* _Task objective_:
Pull each line holding the word "components" from the data.

* _Provided data_:
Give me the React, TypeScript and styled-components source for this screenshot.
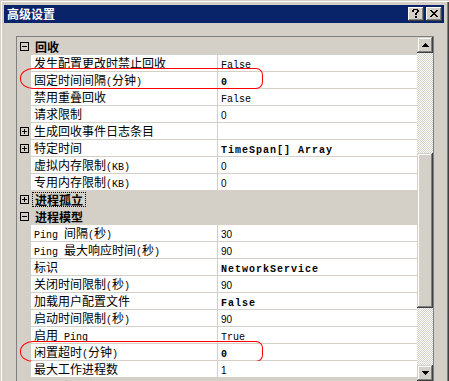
import React from 'react';
import styled, { createGlobalStyle } from 'styled-components';

const FACE = '#D4D0C8';
const CJK = `"Noto Sans CJK SC", "Noto Sans", sans-serif`;
const MONO = `"Liberation Mono", "Noto Sans CJK SC", monospace`;

const GlobalStyle = createGlobalStyle`
  html, body { margin: 0; padding: 0; width: 449px; height: 381px; overflow: hidden; background: ${FACE}; }
  #root { width: 449px; height: 381px; overflow: hidden; }
`;

const Window = styled.div`
  box-sizing: border-box;
  width: 449px;
  height: 400px;
  padding: 5px 5px 0 4px;
  display: flex;
  flex-direction: column;
  background: ${FACE};
  box-shadow: inset 1px 1px ${FACE}, inset 2px 2px #fff, inset -1px -1px #404040, inset -2px -2px #808080;
`;

const TitleBar = styled.div`
  height: 18px;
  flex: none;
  background: #0a246a;
  display: flex;
  align-items: center;
  padding: 0 2px 0 2px;
`;

const Title = styled.span`
  color: #fff;
  font: bold 12px/18px ${CJK};
  padding-left: 1px;
`;

const CaptionButtons = styled.div`
  margin-left: auto;
  display: flex;
  gap: 2px;
`;

const CaptionButton = styled.div`
  width: 16px;
  height: 14px;
  box-sizing: border-box;
  background: ${FACE};
  box-shadow: inset -1px -1px #404040, inset 1px 1px #fff, inset -2px -2px #808080;
  display: flex;
  align-items: center;
  justify-content: center;
  padding-bottom: 1px;
  padding-right: 1px;
`;

const Body = styled.div`
  flex: 1;
  padding: 13px 10px 0 12px;
`;

const PropertyGrid = styled.div`
  box-sizing: border-box;
  width: 418px;
  height: 346px;
  border: 1px solid #808080;
  display: flex;
  background: ${FACE};
`;

const List = styled.div`
  box-sizing: border-box;
  width: 400px;
  height: 344px;
  padding-top: 1px;
  overflow: hidden;
  background: ${FACE};
`;

const PropRow = styled.div`
  position: relative;
  display: flex;
  height: 17px;
`;

const CategoryRow = styled.div`
  display: flex;
  height: 17px;
  background: ${FACE};
  align-items: center;
`;

const Gutter = styled.div`
  width: 14px;
  flex: none;
  display: flex;
  align-items: center;
  padding-left: 3px;
  box-sizing: border-box;
`;

const NameCell = styled.div`
  box-sizing: border-box;
  width: 187px;
  flex: none;
  background: #fff;
  border-right: 1px solid ${FACE};
  border-bottom: 1px solid ${FACE};
  padding-left: 3px;
  font: 12px/16px ${CJK};
  color: #000;
  white-space: nowrap;
  overflow: hidden;
`;

const ValueCell = styled.div`
  box-sizing: border-box;
  flex: 1;
  background: #fff;
  border-bottom: 1px solid ${FACE};
  padding-left: 3px;
  line-height: 16px;
  white-space: nowrap;
  overflow: hidden;
`;

const Latin = styled.span`
  font-family: "Liberation Mono", monospace;
  font-size: 10px;
`;

const Value = styled.span<{ $kind: 'num' | 'text' | 'bold' }>`
  color: #000;
  font-family: ${(p) => (p.$kind === 'num' ? '"Liberation Sans", sans-serif' : '"Liberation Mono", monospace')};
  font-size: 10px;
  font-weight: ${(p) => (p.$kind === 'bold' ? 'bold' : 'normal')};
  letter-spacing: ${(p) => (p.$kind === 'bold' ? '1px' : '0')};
`;

const CategoryLabel = styled.span<{ $focused?: boolean }>`
  margin-left: 1px;
  padding: 0 2px;
  border: 1px dotted ${(p) => (p.$focused ? '#000' : 'transparent')};
  font: bold 12px/13px ${CJK};
  color: #000;
  white-space: nowrap;
`;

const RedMark = styled.div<{ $top: number }>`
  position: absolute;
  left: 3px;
  top: ${(p) => p.$top}px;
  width: 243px;
  height: 21px;
  box-sizing: border-box;
  border: 1px solid #ff0000;
  border-radius: 13px 7px 7px 13px / 10px 7px 7px 10px;
  pointer-events: none;
`;

const Scrollbar = styled.div`
  width: 16px;
  height: 344px;
  flex: none;
  display: flex;
  flex-direction: column;
`;

const Raised = styled.div<{ $h: number }>`
  box-sizing: border-box;
  width: 16px;
  height: ${(p) => p.$h}px;
  flex: none;
  background: ${FACE};
  box-shadow: inset -1px -1px #404040, inset 1px 1px ${FACE}, inset -2px -2px #808080, inset 2px 2px #fff;
  display: flex;
  align-items: center;
  justify-content: center;
`;

const Track = styled.div<{ $h?: number }>`
  flex: ${(p) => (p.$h ? 'none' : '1')};
  height: ${(p) => (p.$h ? `${p.$h}px` : 'auto')};
  background-color: ${FACE};
  background-image: repeating-conic-gradient(#fff 0 25%, ${FACE} 0 50%);
  background-size: 2px 2px;
`;

const Arrow = ({ down }: { down?: boolean }) => (
  <svg width="7" height="4" viewBox="0 0 7 4" shapeRendering="crispEdges" style={{ transform: down ? 'scaleY(-1)' : undefined }}>
    <rect x="3" y="0" width="1" height="1" fill="#000" />
    <rect x="2" y="1" width="3" height="1" fill="#000" />
    <rect x="1" y="2" width="5" height="1" fill="#000" />
    <rect x="0" y="3" width="7" height="1" fill="#000" />
  </svg>
);

const Expander = ({ open }: { open: boolean }) => (
  <svg width="9" height="9" viewBox="0 0 9 9" shapeRendering="crispEdges">
    <rect x="0.5" y="0.5" width="8" height="8" fill="none" stroke="#000" />
    <rect x="2" y="4" width="5" height="1" fill="#000" />
    {!open && <rect x="4" y="2" width="1" height="5" fill="#000" />}
  </svg>
);

const QuestionGlyph = () => (
  <svg width="8" height="9" viewBox="0 0 8 9" shapeRendering="crispEdges">
    <rect x="1" y="0" width="5" height="1" fill="#000" />
    <rect x="0" y="1" width="2" height="2" fill="#000" />
    <rect x="5" y="1" width="2" height="2" fill="#000" />
    <rect x="4" y="3" width="2" height="1" fill="#000" />
    <rect x="3" y="4" width="2" height="2" fill="#000" />
    <rect x="3" y="7" width="2" height="2" fill="#000" />
  </svg>
);

const CloseGlyph = () => (
  <svg width="8" height="7" viewBox="0 0 8 7" shapeRendering="crispEdges">
    <rect x="0" y="0" width="2" height="1" fill="#000" />
    <rect x="6" y="0" width="2" height="1" fill="#000" />
    <rect x="1" y="1" width="2" height="1" fill="#000" />
    <rect x="5" y="1" width="2" height="1" fill="#000" />
    <rect x="2" y="2" width="4" height="1" fill="#000" />
    <rect x="3" y="3" width="2" height="1" fill="#000" />
    <rect x="2" y="4" width="4" height="1" fill="#000" />
    <rect x="1" y="5" width="2" height="1" fill="#000" />
    <rect x="5" y="5" width="2" height="1" fill="#000" />
    <rect x="0" y="6" width="2" height="1" fill="#000" />
    <rect x="6" y="6" width="2" height="1" fill="#000" />
  </svg>
);

type Row =
  | { type: 'cat'; label: string; open: boolean; focused?: boolean }
  | { type: 'prop'; name: string; value: string; bold?: boolean; expander?: boolean; mark?: number };

const rows: Row[] = [
  { type: 'cat', label: '回收', open: true },
  { type: 'prop', name: '发生配置更改时禁止回收', value: 'False' },
  { type: 'prop', name: '固定时间间隔(分钟)', value: '0', bold: true, mark: -4 },
  { type: 'prop', name: '禁用重叠回收', value: 'False' },
  { type: 'prop', name: '请求限制', value: '0' },
  { type: 'prop', name: '生成回收事件日志条目', value: '', expander: true },
  { type: 'prop', name: '特定时间', value: 'TimeSpan[] Array', bold: true, expander: true },
  { type: 'prop', name: '虚拟内存限制(KB)', value: '0' },
  { type: 'prop', name: '专用内存限制(KB)', value: '0' },
  { type: 'cat', label: '进程孤立', open: false, focused: true },
  { type: 'cat', label: '进程模型', open: true },
  { type: 'prop', name: 'Ping 间隔(秒)', value: '30' },
  { type: 'prop', name: 'Ping 最大响应时间(秒)', value: '90' },
  { type: 'prop', name: '标识', value: 'NetworkService', bold: true },
  { type: 'prop', name: '关闭时间限制(秒)', value: '90' },
  { type: 'prop', name: '加载用户配置文件', value: 'False', bold: true },
  { type: 'prop', name: '启动时间限制(秒)', value: '90' },
  { type: 'prop', name: '启用 Ping', value: 'True' },
  { type: 'prop', name: '闲置超时(分钟)', value: '0', bold: true, mark: -3 },
  { type: 'prop', name: '最大工作进程数', value: '1' },
  { type: 'cat', label: '快速故障防护', open: true },
];

const Mixed = ({ text }: { text: string }) => {
  const parts = text.split(/([\u0000-\u00ff]+)/).filter(Boolean);
  return (
    <>
      {parts.map((p, i) => (/^[\u0000-\u00ff]+$/.test(p) ? <Latin key={i}>{p}</Latin> : <React.Fragment key={i}>{p}</React.Fragment>))}
    </>
  );
};

export default function App() {
  return (
    <>
      <GlobalStyle />
      <Window>
        <TitleBar>
          <Title>高级设置</Title>
          <CaptionButtons>
            <CaptionButton>
              <QuestionGlyph />
            </CaptionButton>
            <CaptionButton>
              <CloseGlyph />
            </CaptionButton>
          </CaptionButtons>
        </TitleBar>
        <Body>
          <PropertyGrid>
            <List>
              {rows.map((r, i) =>
                r.type === 'cat' ? (
                  <CategoryRow key={i}>
                    <Gutter>
                      <Expander open={r.open} />
                    </Gutter>
                    <CategoryLabel $focused={r.focused}>{r.label}</CategoryLabel>
                  </CategoryRow>
                ) : (
                  <PropRow key={i}>
                    <Gutter>{r.expander && <Expander open={false} />}</Gutter>
                    <NameCell>
                      <Mixed text={r.name} />
                    </NameCell>
                    <ValueCell>
                      {r.value && (
                        <Value $kind={r.bold ? 'bold' : /^\d+$/.test(r.value) ? 'num' : 'text'}>{r.value}</Value>
                      )}
                    </ValueCell>
                    {r.mark !== undefined && <RedMark $top={r.mark} />}
                  </PropRow>
                )
              )}
            </List>
            <Scrollbar>
              <Raised $h={16}>
                <Arrow />
              </Raised>
              <Track $h={100} />
              <Raised $h={155} />
              <Track />
              <Raised $h={16}>
                <Arrow down />
              </Raised>
            </Scrollbar>
          </PropertyGrid>
        </Body>
      </Window>
    </>
  );
}
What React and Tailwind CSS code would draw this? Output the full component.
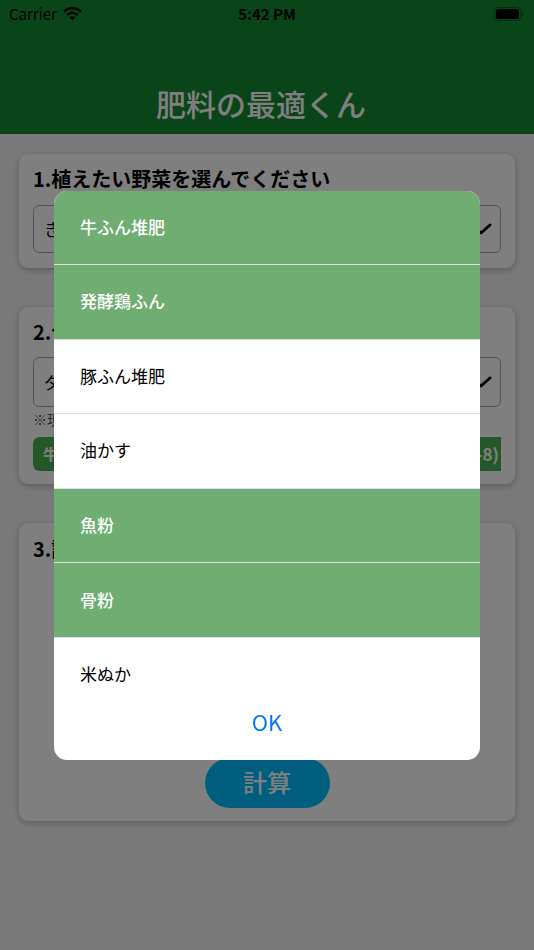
import React from "react";

const FONT = {
  fontFamily:
    '"Noto Sans CJK JP", "Noto Sans", "Liberation Sans", sans-serif',
};

const fertilizers = [
  { label: "牛ふん堆肥", selected: true },
  { label: "発酵鶏ふん", selected: true },
  { label: "豚ふん堆肥", selected: false },
  { label: "油かす", selected: false },
  { label: "魚粉", selected: true },
  { label: "骨粉", selected: true },
  { label: "米ぬか", selected: false },
];

function Wifi() {
  return (
    <svg width="19" height="14" viewBox="0 0 19 14" fill="#000">
      <path d="M9.5 0C5.9 0 2.7 1.4 0.3 3.7l1.6 1.7C3.9 3.5 6.6 2.3 9.5 2.3s5.6 1.2 7.6 3.1l1.6-1.7C16.3 1.4 13.1 0 9.5 0z" />
      <path d="M9.5 4.6c-2.3 0-4.4 0.9-6 2.4l1.6 1.7c1.2-1.1 2.7-1.8 4.4-1.8s3.2 0.7 4.4 1.8l1.6-1.7c-1.6-1.5-3.7-2.4-6-2.4z" />
      <path d="M9.5 9.2c-1.1 0-2.1 0.4-2.9 1.1L9.5 13.4l2.9-3.1c-0.8-0.7-1.8-1.1-2.9-1.1z" />
    </svg>
  );
}

function Battery() {
  return (
    <svg width="30" height="14" viewBox="0 0 30 14">
      <rect x="0.5" y="0.5" width="26" height="13" rx="3.5" fill="none" stroke="#000" strokeOpacity="0.35" />
      <rect x="2" y="2" width="23" height="10" rx="2" fill="#000" />
      <path d="M28 4.5v5c0.8-0.3 1.5-1.3 1.5-2.5s-0.7-2.2-1.5-2.5z" fill="#000" fillOpacity="0.4" />
    </svg>
  );
}

function Chevron() {
  return (
    <svg width="22" height="12" viewBox="0 0 22 12" fill="none">
      <path d="M2 2l9 8 9-8" stroke="#000" strokeWidth="3" strokeLinecap="round" strokeLinejoin="round" />
    </svg>
  );
}

function SelectBox({ value, h }) {
  return (
    <div
      className={`flex items-center justify-between rounded-[6px] border border-[#a9a9a9] bg-white pl-[10px] pr-[8px] ${h}`}
    >
      <span className="text-[17px] text-black">{value}</span>
      <Chevron />
    </div>
  );
}

export default function App() {
  return (
    <div className="relative min-h-[950px] bg-[#f3f3f3]" style={FONT}>
      {/* header */}
      <div className="flex h-[134px] flex-col bg-[#148a32]">
        <div className="relative flex h-[28px] items-center px-[9px]">
          <div className="flex items-center gap-[6px]">
            <span className="text-[15px] text-black">Carrier</span>
            <Wifi />
          </div>
          <span className="absolute left-1/2 -translate-x-1/2 text-[15px] font-semibold text-black">
            5:42 PM
          </span>
          <div className="ml-auto mr-[1px] flex items-center">
            <Battery />
          </div>
        </div>
        <div className="flex flex-1 items-end justify-center pb-[11px] pr-[12px]">
          <h1 className="text-[30px] font-medium leading-[40px] text-white">
            肥料の最適くん
          </h1>
        </div>
      </div>

      {/* cards */}
      <div className="flex flex-col gap-[39px] px-[19px] pt-[20px]">
        <div className="flex flex-col rounded-[9px] bg-white px-[14px] pb-[15px] pt-[12px] shadow-[0_2px_6px_rgba(0,0,0,0.25)]">
          <p className="text-[20px] font-bold leading-[26px] text-black">
            1.植えたい野菜を選んでください
          </p>
          <div className="mt-[13px]">
            <SelectBox value="きゅうり" h="h-[48px]" />
          </div>
        </div>

        <div className="flex flex-col rounded-[9px] bg-white px-[14px] pb-[13px] pt-[12px] shadow-[0_2px_6px_rgba(0,0,0,0.25)]">
          <p className="text-[20px] font-bold leading-[26px] text-black">
            2.今ある肥料を選んでください
          </p>
          <div className="mt-[12px]">
            <SelectBox value="ダブルタップで追加" h="h-[50px]" />
          </div>
          <p className="mt-[2px] text-[14px] leading-[20px] text-[#555]">
            ※現在選択中の肥料
          </p>
          <div className="mt-[8px] flex h-[34px] gap-[6px] overflow-hidden rounded-l-[6px]">
            <div className="flex shrink-0 items-center rounded-[6px] bg-[#4caf50] px-[10px] text-[15px] font-semibold text-white">
              牛ふん堆肥(2-2-1)
            </div>
            <div className="flex shrink-0 items-center rounded-[6px] bg-[#4caf50] px-[10px] text-[15px] font-semibold text-white">
              発酵鶏ふん(3-6-3)
            </div>
            <div className="flex flex-1 items-center justify-end bg-[#4caf50] pr-[2px] text-[17px] font-semibold text-white">
              (4-9-8)
            </div>
          </div>
        </div>

        <div className="flex h-[298px] flex-col rounded-[9px] bg-white px-[14px] pb-[13px] pt-[13px] shadow-[0_2px_6px_rgba(0,0,0,0.25)]">
          <p className="text-[20px] font-bold leading-[26px] text-black">
            3.計算結果
          </p>
          <div className="flex-1" />
          <div className="flex justify-center">
            <button className="flex h-[50px] w-[125px] items-center justify-center rounded-full bg-[#00bfff] pb-[3px] text-[24px] font-medium text-white">
              計算
            </button>
          </div>
        </div>
      </div>

      {/* dimmed backdrop and picker dialog */}
      <div className="fixed inset-0 flex items-center justify-center bg-black/50">
        <div className="flex h-[569px] w-[426px] flex-col overflow-hidden rounded-[13px] bg-white">
          <div className="h-[500px] overflow-hidden">
            {fertilizers.map((f) => (
              <div
                key={f.label}
                className={`flex h-[74.6px] items-center border-b border-[#dedede] pb-[2px] pl-[26px] text-[17px] ${
                  f.selected
                    ? "bg-[#6fad72] font-medium text-white"
                    : "bg-white text-black"
                }`}
              >
                {f.label}
              </div>
            ))}
          </div>
          <div className="flex flex-1 items-center justify-center pb-[8px]">
            <span className="text-[22px] text-[#007aff]">OK</span>
          </div>
        </div>
      </div>
    </div>
  );
}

* _Expected answer_:
Give me the React, TypeScript and styled-components source for this screenshot.
import styled, { createGlobalStyle } from 'styled-components';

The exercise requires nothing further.